The idea is that high-efficiency onsite cogeneration can ensure better greenhouse gas reduction results as we approach the end-of-decade milestone than separate production of electricity and heat, freeing up clean energy sources at a lower cost. Always according to the paper’s signatories, the solution is valuable and makes an important contribution to the European energy system as a whole and to industrial ecosystems. In terms of energy security, i.e., self-production and self-consumption of energy on site, energy system integration-the flexibility of the relative demand-and the circular use of energy within the site, as well as being an alternative to buying carbon-intensive energy from the grid. With regard to the paper industry-biomethane pair, the agreement signed last February between Assocarta and the Italian Biogas Consortium, CIB, is particularly interesting. According to Massimo Medugno, the agreement aims to «support the conversion of existing biogas plants to biomethane and the development of biomethane production initiatives from the agroindustrial supply chain». Furthermore, in its intent to boost «the decarbonization of energy-intensive production cycles, it is perfectly in line with the provisions of both the RED2 directive and the National Recovery and Resilience Plan». Based on said agreement, these aspects were highlighted by CIB Vice President Angelo Baronchelli. He stated that «Biomethane-producing farms stand alongside the paper supply chain to hit decarbonization targets, and the understanding with Assocarta will be an important driver for the realization of NRP measures. Biomethane is a great opportunity to meet environmental goals and reduce dependence on fossil fuels. Only by joining forces can we help start a rapid, efficient and inclusive process of ecological transition for the country, preserving the competitiveness of companies».
Opportunities at hand
As noted in part earlier, papermaking CHP plants could draw much-needed sustenance as much from self-produced biomethane and biogas as from those coming from, for example, agribusiness. Assocarta has reported estimates that eight billion cubic meters of biomethane could become available by 2030, about one-tenth of which could come from biodegradable waste. The problem lies in the current small amount of material usable by the industry. The association, through its initiatives and the agreements it has established, therefore wants to promote its increase, primarily with a view to the most efficient uses: among them, high-efficiency cogeneration. Industry players are investing in autonomous biogas production, waiting, however, for the legislative framework to take on clearer and more decisive contours, as noted by Massimo Medugno. Four pilot projects have been developed by paper mills to boost biogas production through anaerobic digestion technologies of wastewater or from sewage sludge. The planned budget is close to 15 million euros, but the game is certainly worth the candle since the poles in question would give a way to avoid the emission of 11 my 500 tons of Co2 into the atmosphere and drastically cut waste production (-10,000 tons). According to Assocarta, «paper mills are already the natural recipient of separate collections of paper and cardboard and could become users of biogas and biomethane partly self-produced, partly produced externally from the separate collections of biodegradable waste, using the gas network and existing cogeneration plants. Therefore, a plan for biogas and biomethane production that covers today’s higher costs than gas is essential, extending existing incentives for mobility to industrial-level use in sectors characterized by higher gas consumption, such as precisely the paper industry».

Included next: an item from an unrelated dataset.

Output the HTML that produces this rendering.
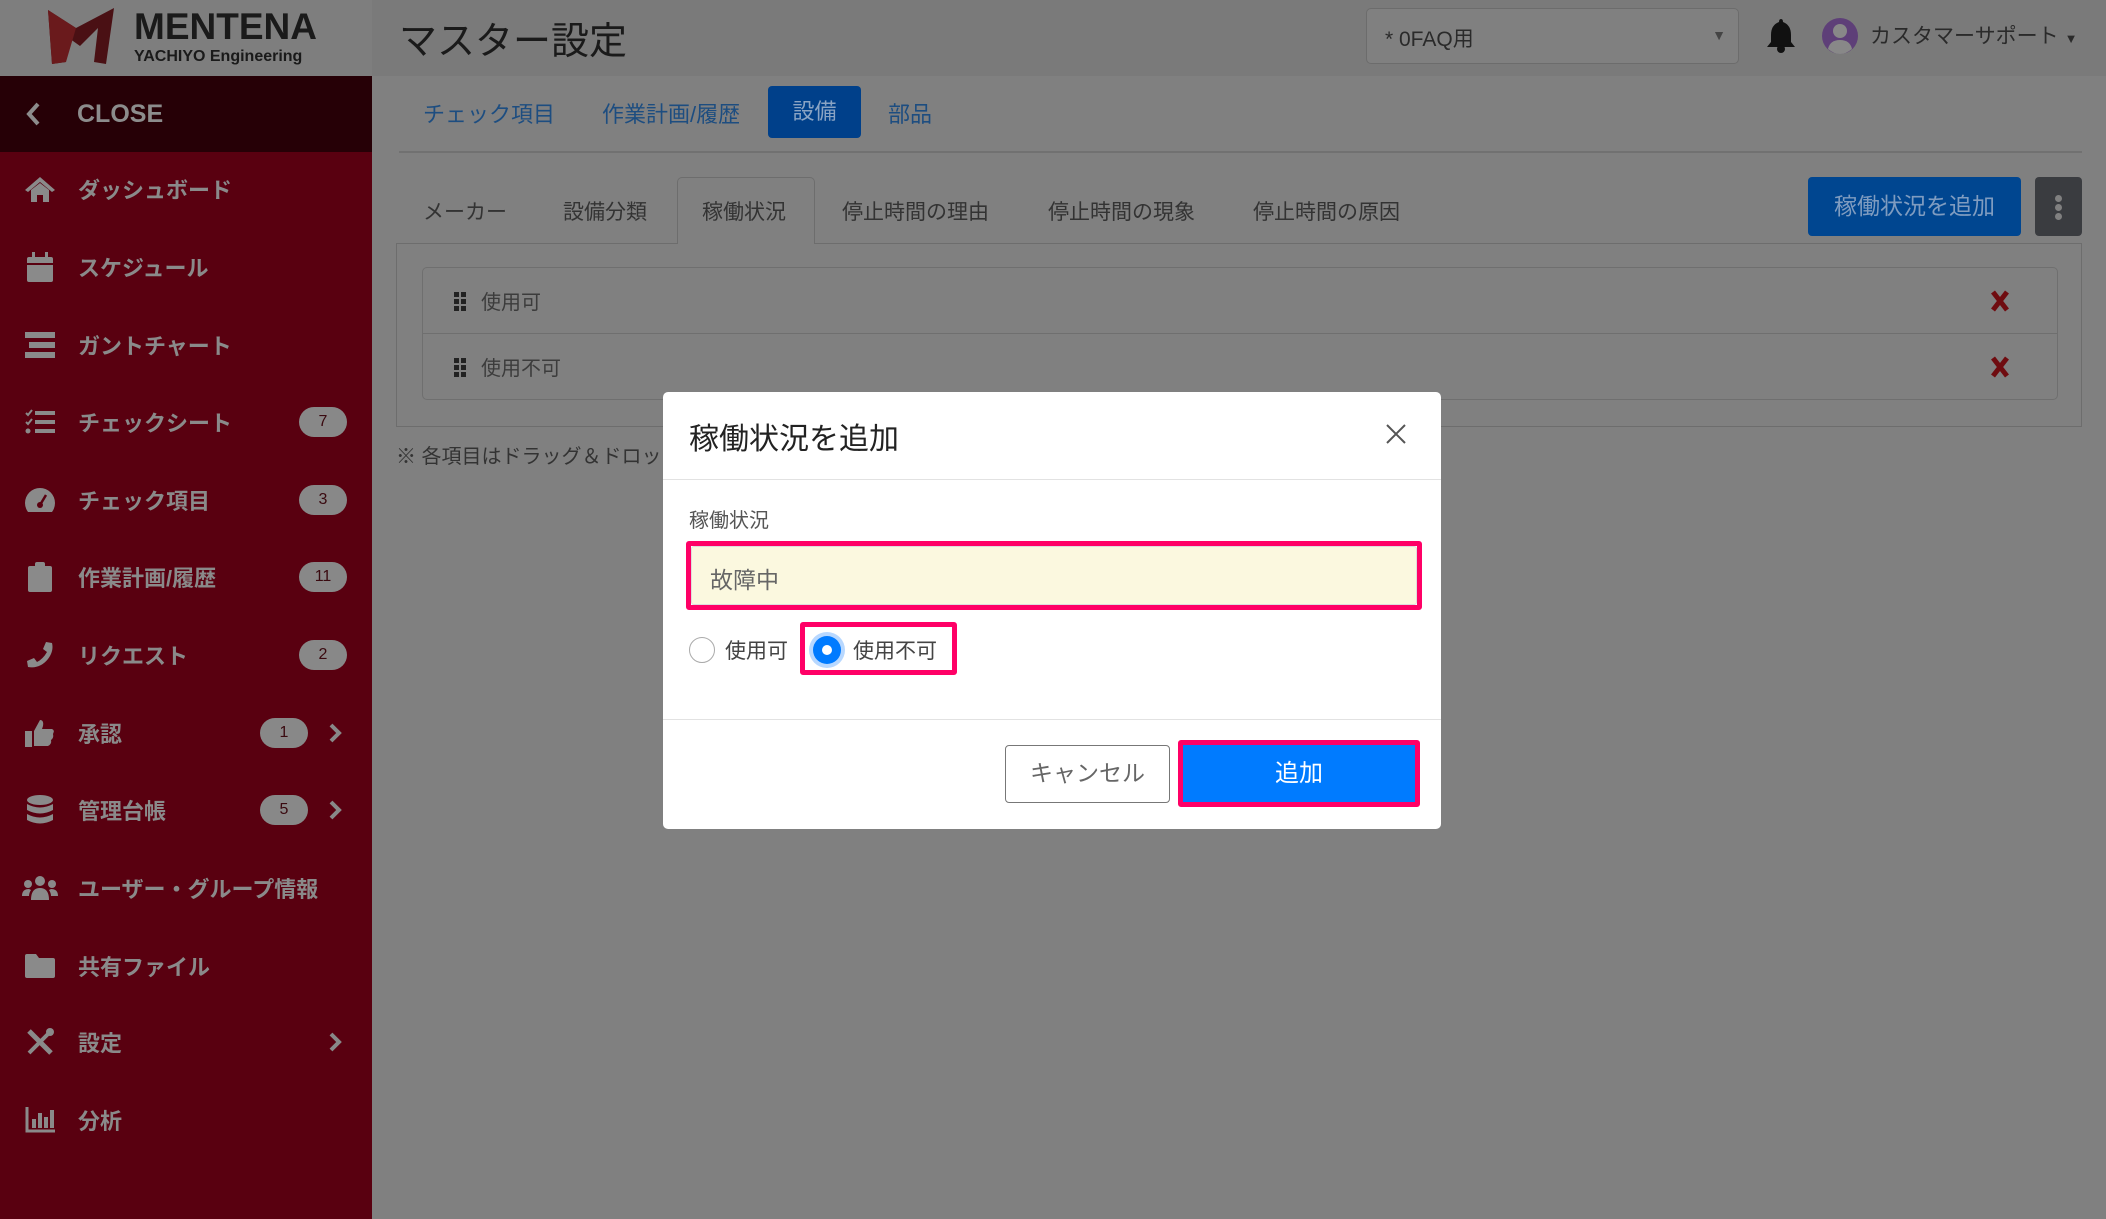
<!DOCTYPE html>
<html><head><meta charset="utf-8"><style>
*{box-sizing:border-box;margin:0;padding:0}
body{width:2106px;height:1219px;overflow:hidden;background:#808080;font-family:"Liberation Sans","Noto Sans CJK JP",sans-serif;position:relative}
.a{position:absolute}
.sb{left:0;top:0;width:372px;height:1219px;background:#590010}
.logo{left:0;top:0;width:372px;height:76px;background:#7e7e7e}
.close{left:0;top:76px;width:372px;height:76px;background:#260006;color:#8c8c8c;font-size:25px;font-weight:bold}
.mi{left:0;width:372px;height:60px;color:#8a8a8a;font-size:22px;font-weight:bold;display:flex;align-items:center}
.mi .ic{width:36px;height:30px;margin-left:22px;margin-right:20px;display:flex;align-items:center;justify-content:center}
.badge{position:absolute;background:#888;color:#3a0a10;font-size:16px;border-radius:15px;width:48px;height:30px;text-align:center;line-height:30px;font-weight:normal}
.chev{position:absolute;left:328px;top:20px}
.hdr{left:372px;top:0;width:1734px;height:76px;background:#7a7a7a}
.tab{font-size:22px;color:#1d4d80}
.st{font-size:21px;color:#333}
.row{left:422px;width:1636px;height:67px;border:1px solid #6f6f6f;color:#3c3c3c;font-size:20px;display:flex;align-items:center}
.dh{margin-left:30px;width:14px;height:20px}
</style></head><body>
<div class="a sb"></div>
<div class="a logo">
 <svg class="a" style="left:46px;top:6px" width="70" height="60" viewBox="0 0 70 60"><polygon points="2,4 30,22 68,2 60,58 48,56 52,22 34,40 20,30 20,56 6,58" fill="#4a1014"/><polygon points="2,4 30,22 20,56 6,58" fill="#6a1a1c"/></svg>
 <div class="a" style="left:134px;top:6px;font-size:37px;font-weight:bold;color:#1a1a1a">MENTENA</div>
 <div class="a" style="left:134px;top:48px;font-size:16px;font-weight:bold;color:#1a1a1a">YACHIYO Engineering</div>
</div>
<div class="a close"><svg class="a" style="left:26px;top:26px" width="14" height="24" viewBox="0 0 14 24"><path d="M12 2 L3 12 L12 22" stroke="#8c8c8c" stroke-width="4" fill="none"/></svg><span class="a" style="left:77px;top:24px">CLOSE</span></div>

<div class="a mi" style="top:159px"><span class="ic"><svg width="32" height="28" viewBox="0 0 32 28"><path d="M16 2 L1 15 L4 17 L16 7 L28 17 L31 15Z M7 15 V27 H13 V20 H19 V27 H25 V15 L16 8Z" fill="#8a8a8a"/></svg></span>ダッシュボード</div>
<div class="a mi" style="top:237px"><span class="ic"><svg width="26" height="30" viewBox="0 0 26 30"><rect x="0" y="5" width="26" height="25" rx="2" fill="#8a8a8a"/><rect x="5" y="0" width="3" height="7" fill="#8a8a8a"/><rect x="18" y="0" width="3" height="7" fill="#8a8a8a"/><rect x="0" y="11" width="26" height="2" fill="#590010"/></svg></span>スケジュール</div>
<div class="a mi" style="top:315px"><span class="ic"><svg width="30" height="26" viewBox="0 0 30 26"><rect y="0" width="30" height="6" fill="#8a8a8a"/><rect x="4" y="10" width="26" height="6" fill="#8a8a8a"/><rect y="20" width="30" height="6" fill="#8a8a8a"/></svg></span>ガントチャート</div>
<div class="a mi" style="top:392px"><span class="ic"><svg width="30" height="26" viewBox="0 0 30 26"><rect x="10" y="2" width="20" height="4" fill="#8a8a8a"/><rect x="10" y="11" width="20" height="4" fill="#8a8a8a"/><rect x="10" y="20" width="20" height="4" fill="#8a8a8a"/><path d="M1 4l2 2 4-5M1 13l2 2 4-5" stroke="#8a8a8a" stroke-width="2" fill="none"/><circle cx="3" cy="22" r="2.5" fill="#8a8a8a"/></svg></span>チェックシート<span class="badge" style="left:299px">7</span></div>
<div class="a mi" style="top:470px"><span class="ic"><svg width="32" height="28" viewBox="0 0 32 28"><path d="M16 2A15 15 0 0 0 1 17 15 15 0 0 0 4 26H28A15 15 0 0 0 31 17 15 15 0 0 0 16 2Z" fill="#8a8a8a"/><circle cx="16" cy="19" r="3" fill="#590010"/><path d="M16 19 L22 9" stroke="#590010" stroke-width="2.5"/></svg></span>チェック項目<span class="badge" style="left:299px">3</span></div>
<div class="a mi" style="top:547px"><span class="ic"><svg width="24" height="30" viewBox="0 0 24 30"><rect x="0" y="4" width="24" height="26" rx="2" fill="#8a8a8a"/><rect x="7" y="0" width="10" height="7" rx="2" fill="#8a8a8a"/></svg></span>作業計画/履歴<span class="badge" style="left:299px">11</span></div>
<div class="a mi" style="top:625px"><span class="ic"><svg width="28" height="28" viewBox="0 0 28 28"><path d="M26 2 L20 1 L17 8 L21 11 Q17 18 11 21 L8 17 L1 20 L2 26 Q14 28 22 18 Q28 10 26 2Z" fill="#8a8a8a"/></svg></span>リクエスト<span class="badge" style="left:299px">2</span></div>
<div class="a mi" style="top:703px"><span class="ic"><svg width="30" height="30" viewBox="0 0 30 30"><rect x="0" y="13" width="7" height="16" fill="#8a8a8a"/><path d="M9 13 L15 2 Q19 2 18 8 L17 11 H27 Q30 12 28 16 Q29 20 26 22 Q27 26 23 28 H9Z" fill="#8a8a8a"/></svg></span>承認<span class="badge" style="left:260px">1</span><svg class="chev" width="14" height="20" viewBox="0 0 14 20"><path d="M3 2 L11 10 L3 18" stroke="#888" stroke-width="4" fill="none"/></svg></div>
<div class="a mi" style="top:780px"><span class="ic"><svg width="28" height="30" viewBox="0 0 28 30"><ellipse cx="14" cy="5" rx="13" ry="5" fill="#8a8a8a"/><path d="M1 9 Q14 16 27 9 V15 Q14 22 1 15Z M1 19 Q14 26 27 19 V25 Q14 32 1 25Z" fill="#8a8a8a"/></svg></span>管理台帳<span class="badge" style="left:260px">5</span><svg class="chev" width="14" height="20" viewBox="0 0 14 20"><path d="M3 2 L11 10 L3 18" stroke="#888" stroke-width="4" fill="none"/></svg></div>
<div class="a mi" style="top:858px"><span class="ic"><svg width="36" height="26" viewBox="0 0 36 26"><circle cx="18" cy="6" r="5" fill="#8a8a8a"/><circle cx="6" cy="9" r="4" fill="#8a8a8a"/><circle cx="30" cy="9" r="4" fill="#8a8a8a"/><path d="M9 25 Q9 13 18 13 Q27 13 27 25Z M0 21 Q0 14 7 14 L9 15 Q7 18 7 21Z M36 21 Q36 14 29 14 L27 15 Q29 18 29 21Z" fill="#8a8a8a"/></svg></span>ユーザー・グループ情報</div>
<div class="a mi" style="top:936px"><span class="ic"><svg width="30" height="24" viewBox="0 0 30 24"><path d="M0 2 Q0 0 2 0 H11 L14 4 H28 Q30 4 30 6 V22 Q30 24 28 24 H2 Q0 24 0 22Z" fill="#8a8a8a"/></svg></span>共有ファイル</div>
<div class="a mi" style="top:1012px"><span class="ic"><svg width="30" height="30" viewBox="0 0 30 30"><path d="M4 4 L26 26" stroke="#8a8a8a" stroke-width="5"/><path d="M26 4 L4 26" stroke="#8a8a8a" stroke-width="4"/><circle cx="25" cy="5" r="4" fill="#8a8a8a"/></svg></span>設定<svg class="chev" width="14" height="20" viewBox="0 0 14 20"><path d="M3 2 L11 10 L3 18" stroke="#888" stroke-width="4" fill="none"/></svg></div>
<div class="a mi" style="top:1090px"><span class="ic"><svg width="30" height="26" viewBox="0 0 30 26"><path d="M2 0 V24 H30" stroke="#8a8a8a" stroke-width="3" fill="none"/><rect x="7" y="12" width="4" height="9" fill="#8a8a8a"/><rect x="13" y="6" width="4" height="15" fill="#8a8a8a"/><rect x="19" y="10" width="4" height="11" fill="#8a8a8a"/><rect x="25" y="3" width="4" height="18" fill="#8a8a8a"/></svg></span>分析</div>

<div class="a hdr"></div>
<div class="a" style="left:399px;top:10px;font-size:38px;color:#1a1a1a">マスター設定</div>
<div class="a" style="left:1366px;top:8px;width:373px;height:56px;border:1px solid #6c6c6c;border-radius:5px;background:#808080;font-size:21px;color:#2a2a2a;padding:14px 0 0 18px">* 0FAQ用<span class="a" style="right:12px;top:18px;font-size:14px;color:#444">&#9660;</span></div>
<svg class="a" style="left:1767px;top:17px" width="28" height="36" viewBox="0 0 28 36"><path d="M14 2 Q16 2 16 5 Q24 8 24 18 V25 L28 30 H0 L4 25 V18 Q4 8 12 5 Q12 2 14 2Z" fill="#111"/><circle cx="14" cy="32" r="4" fill="#111"/></svg>
<svg class="a" style="left:1821px;top:16px" width="38" height="40" viewBox="0 0 38 40"><circle cx="19" cy="20" r="18" fill="#5e3f78"/><circle cx="19" cy="15" r="7" fill="#888"/><path d="M7 33 Q9 24 19 24 Q29 24 31 33 Q25 38 19 38 Q13 38 7 33Z" fill="#888"/></svg>
<div class="a" style="left:1870px;top:20px;font-size:21px;color:#2a2a2a">カスタマーサポート<span style="font-size:13px;margin-left:6px">&#9660;</span></div>

<div class="a tab" style="left:423px;top:97px">チェック項目</div>
<div class="a tab" style="left:602px;top:97px">作業計画/履歴</div>
<div class="a" style="left:768px;top:86px;width:93px;height:52px;background:#00408a;border-radius:4px;color:#8aa4c4;font-size:22px;text-align:center;line-height:52px">設備</div>
<div class="a tab" style="left:888px;top:97px">部品</div>
<div class="a" style="left:399px;top:151px;width:1683px;height:2px;background:#717171"></div>

<div class="a" style="left:677px;top:177px;width:138px;height:67px;border:1px solid #6d6d6d;border-bottom:none;background:#808080;border-radius:5px 5px 0 0"></div>
<div class="a" style="left:396px;top:243px;width:1686px;height:184px;border:1px solid #6d6d6d"></div>
<div class="a" style="left:678px;top:242px;width:136px;height:3px;background:#808080"></div>
<div class="a st" style="left:423px;top:196px">メーカー</div>
<div class="a st" style="left:563px;top:196px">設備分類</div>
<div class="a st" style="left:702px;top:196px">稼働状況</div>
<div class="a st" style="left:842px;top:196px">停止時間の理由</div>
<div class="a st" style="left:1048px;top:196px">停止時間の現象</div>
<div class="a st" style="left:1253px;top:196px">停止時間の原因</div>
<div class="a" style="left:1808px;top:177px;width:213px;height:59px;background:#004690;border-radius:4px;color:#7f9cc0;font-size:23px;text-align:center;line-height:59px">稼働状況を追加</div>
<div class="a" style="left:2035px;top:177px;width:47px;height:59px;background:#3a3c40;border-radius:4px"><div class="a" style="left:20px;top:18px;width:7px;height:7px;border-radius:50%;background:#808080"></div><div class="a" style="left:20px;top:27px;width:7px;height:7px;border-radius:50%;background:#808080"></div><div class="a" style="left:20px;top:36px;width:7px;height:7px;border-radius:50%;background:#808080"></div></div>

<div class="a row" style="top:267px;border-radius:5px 5px 0 0"><svg class="dh" viewBox="0 0 14 20"><rect x="1" y="1" width="5" height="5" fill="#222"/><rect x="8" y="1" width="5" height="5" fill="#222"/><rect x="1" y="8" width="5" height="5" fill="#222"/><rect x="8" y="8" width="5" height="5" fill="#222"/><rect x="1" y="15" width="5" height="5" fill="#222"/><rect x="8" y="15" width="5" height="5" fill="#222"/></svg><span style="margin-left:14px">使用可</span><svg class="a" style="right:47px;top:22px" width="20" height="22" viewBox="0 0 20 22"><path d="M3 2 L17 20 M17 2 L3 20" stroke="#6f0c10" stroke-width="5"/></svg></div>
<div class="a row" style="top:333px;border-radius:0 0 5px 5px"><svg class="dh" viewBox="0 0 14 20"><rect x="1" y="1" width="5" height="5" fill="#222"/><rect x="8" y="1" width="5" height="5" fill="#222"/><rect x="1" y="8" width="5" height="5" fill="#222"/><rect x="8" y="8" width="5" height="5" fill="#222"/><rect x="1" y="15" width="5" height="5" fill="#222"/><rect x="8" y="15" width="5" height="5" fill="#222"/></svg><span style="margin-left:14px">使用不可</span><svg class="a" style="right:47px;top:22px" width="20" height="22" viewBox="0 0 20 22"><path d="M3 2 L17 20 M17 2 L3 20" stroke="#6f0c10" stroke-width="5"/></svg></div>
<div class="a" style="left:396px;top:440px;font-size:20px;color:#333">※ 各項目はドラッグ＆ドロップで並び替えできます</div>

<div class="a" style="left:663px;top:392px;width:778px;height:437px;background:#fff;border-radius:5px;overflow:hidden">
 <div class="a" style="left:26px;top:22px;font-size:30px;color:#222">稼働状況を追加</div>
 <svg class="a" style="left:722px;top:31px" width="22" height="22" viewBox="0 0 22 22"><path d="M2 2L20 20M20 2L2 20" stroke="#555" stroke-width="2"/></svg>
 <div class="a" style="left:0;top:87px;width:778px;height:1px;background:#e2e2e2"></div>
 <div class="a" style="left:26px;top:112px;font-size:20px;color:#555">稼働状況</div>
 <div class="a" style="left:23px;top:149px;width:736px;height:69px;border:5px solid #ff0066;border-radius:3px"></div>
 <div class="a" style="left:28px;top:154px;width:726px;height:59px;background:#fbf8df;border:1px solid #ddd;border-radius:3px;font-size:23px;color:#666;padding:14px 0 0 18px">故障中</div>
 <div class="a" style="left:26px;top:245px;width:26px;height:26px;border:1.5px solid #aaa;border-radius:50%"></div>
 <div class="a" style="left:62px;top:243px;font-size:21px;color:#444">使用可</div>
 <div class="a" style="left:137px;top:230px;width:157px;height:53px;border:5px solid #ff0066;border-radius:3px"></div>
 <div class="a" style="left:150px;top:244px;width:28px;height:28px;border-radius:50%;background:#007bff;box-shadow:0 0 0 4px #b8d8ff"><div class="a" style="left:9px;top:9px;width:10px;height:10px;border-radius:50%;background:#fff"></div></div>
 <div class="a" style="left:190px;top:243px;font-size:21px;color:#444">使用不可</div>
 <div class="a" style="left:0;top:327px;width:778px;height:1px;background:#e2e2e2"></div>
 <div class="a" style="left:342px;top:353px;width:165px;height:58px;border:1.5px solid #777;border-radius:4px;font-size:23px;color:#666;text-align:center;line-height:55px">キャンセル</div>
 <div class="a" style="left:515px;top:348px;width:242px;height:67px;border:5px solid #ff0066;border-radius:3px;background:#007bff;color:#fff;font-size:24px;text-align:center;line-height:57px">追加</div>
</div>
</body></html>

All the numbers of cogeneration
The Energy Efficiency Directive (EED) is at the heart of Europe’s energy and climate regulatory framework, and according to Assocarta and Cepi it has a whole range of good reasons to promote industry’s use of high-efficiency cogeneration. First, in order to ensure the reduction of emissions from the entire European energy system, where overly strict efficiency criteria-such as a direct CO2 emissions threshold below 270 grams per kilowatt hour-would severely penalize the Italian and European cogeneration fleet. Then, to promote the adoption and efficient use of renewable and low-carbon energy now and in the future; capturing the real energy-saving potential that industry can provide. Sixty gigawatts of high-efficiency combined heat and power (CHP) electrical capacity is now installed in some leading industries. Industrial self-generators co-generate 192.5 billion kilowatt hours of electricity, equivalent to the total electricity generated in the Netherlands and Belgium combined. In Europe, industrial CHP saves about 20 million tons of oil equivalent, equivalent to 5 percent of the 2020 energy efficiency target. It also leads to the the annual reduction of 40 million tons of CO2, which corresponds to the same emissions produced by 30 million gasoline cars.
At the forefront of circularity
Of the Italian circular economy, the paper sector is a leading player, as it puts renewable products into the market, using certified virgin fiber for 85 percent of the total; and is the second largest user of paper for recycling in Europe, given the 87 percent recycling rate typical of the packaging world.